6th Florida Superintendent of Public Instruction
- In office March 1, 1875 – December 31, 1876
- Governor: Marcellus Stearns
- Preceded by: Jonathan C. Gibbs
- Succeeded by: W. P. Haisley

Personal details
- Born: 1837 England
- Died: 1915?
- Occupation: Methodist minister, newspaper editor, author and politician

= William Watkin Hicks =

Methodist minister, politician and author (1837–1915?)

William Watkin Hicks (1837–1915?) was a Methodist minister, newspaper editor, author, and politician. He served as Florida State Superintendent of Public Instruction from March 1, 1875, until December 31, 1876.

==Early career==
Hicks was born in England in 1837, and came to the United States as a boy. From 1857 to 1861, he held various pastorates in the Baltimore (Maryland) Conference of the Methodist Episcopal Church in the vicinity of Darlington and Havre de Grace.

During the war, he became a missionary to India.

In 1865, he was appointed to a Methodist pastorate in Frederick City, Maryland; but, changing both denomination and location, in December 1867 he became the acting pastor of a Congregational Church in Brooklyn. In late 1868, he moved again, to Charleston, South Carolina, and on January 8, 1869, he became assistant pastor to the aged John Bachman of St. John's Lutheran Church in that city. "His brilliant sermons drew great crowds," and yet he resigned on August 23, 1870. Meanwhile, alongside Felix Gregory De Fontaine, he edited a monthly magazine titled The XIX Century (1869–1871).

In 1871, he returned to Methodism as pastor of the First Street Methodist Episcopal Church, South, in Macon, Georgia. He continued to hold pastorates in Georgia and Florida until 1875. By 1875, he was associated with Dade County, Florida.

==Political career==
In 1875, Governor Stearns appointed Hicks to the post of Superintendent of Public Instruction in order to fill a vacancy left by the death of J. C. Gibbs; between Gibbs' death in August 1874 and Hicks' appointment in March 1875, Florida Secretary of State Samuel B. McLin served as acting Superintendent.

Overlapping his term as Superintendent of Public Instruction, in 1875–1876, Hicks served as the final editor of the Republican Fernandina Observer. He was also active in campaigning for the Republican candidate in the election of 1876. He traveled the state with William U. Saunders, a colored man from Baltimore, urging their mostly black audiences to "vote early and often."

The election of 1876 saw Rutherford B. Hayes elected to the Presidency, and Hicks replaced as Superintendent by William Penn Haisley.

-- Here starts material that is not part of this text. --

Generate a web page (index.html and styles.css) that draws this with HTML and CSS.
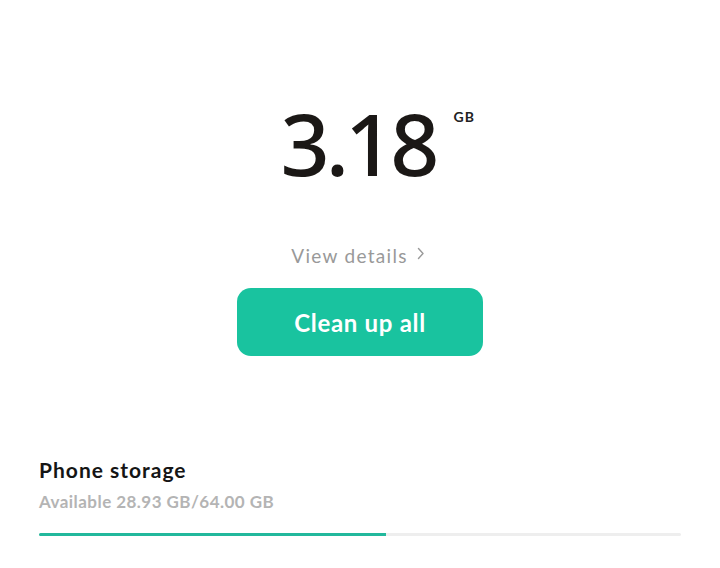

Soon after the 1881 inauguration of James A. Garfield, Hicks moved to Washington, D. C., seeking preferment for some political office, but he was unsuccessful. He became the pastor of a breakaway Methodist congregation "over by the Smithsonian grounds" known as the Washington Tabernacle, to which he preached in a sensational style. Hicks attended Garfield's assassin Charles Guiteau in prison from June 10, 1882, and officiated at his hanging on June 30. His unconventional sermons and his apparent sympathy for the assassin — on top of his previous peregrinations and carpetbagging — led the Atlanta Constitution to brand him "a bird of passage in theology as well as in habitation."

==Later career==
By 1884, Hicks called Orange County, Florida, home. Hicks contributed somewhat to the Florida citrus industry via his introduction of certain orange varieties.

In 1892, he wrote (under the pseudonym "Golden Light") a Spiritualist roman à clef titled Angels' Visits to My Farm in Florida. This was reprinted in 1913 under the auspices of the Sanctuary Publishing Company. The same company had already printed Hicks' The Sanctuary (1910), a synthesis of the teachings of Nagasena with Christianity; The Jungle-Wallah (1911); and The Banner With the New Device (1913), which engaged with feminist and suffragist topics as well as the theological. His A Valentine for the Lonely (1912) was printed by the Occult and Modern Thought Book Centre in Boston.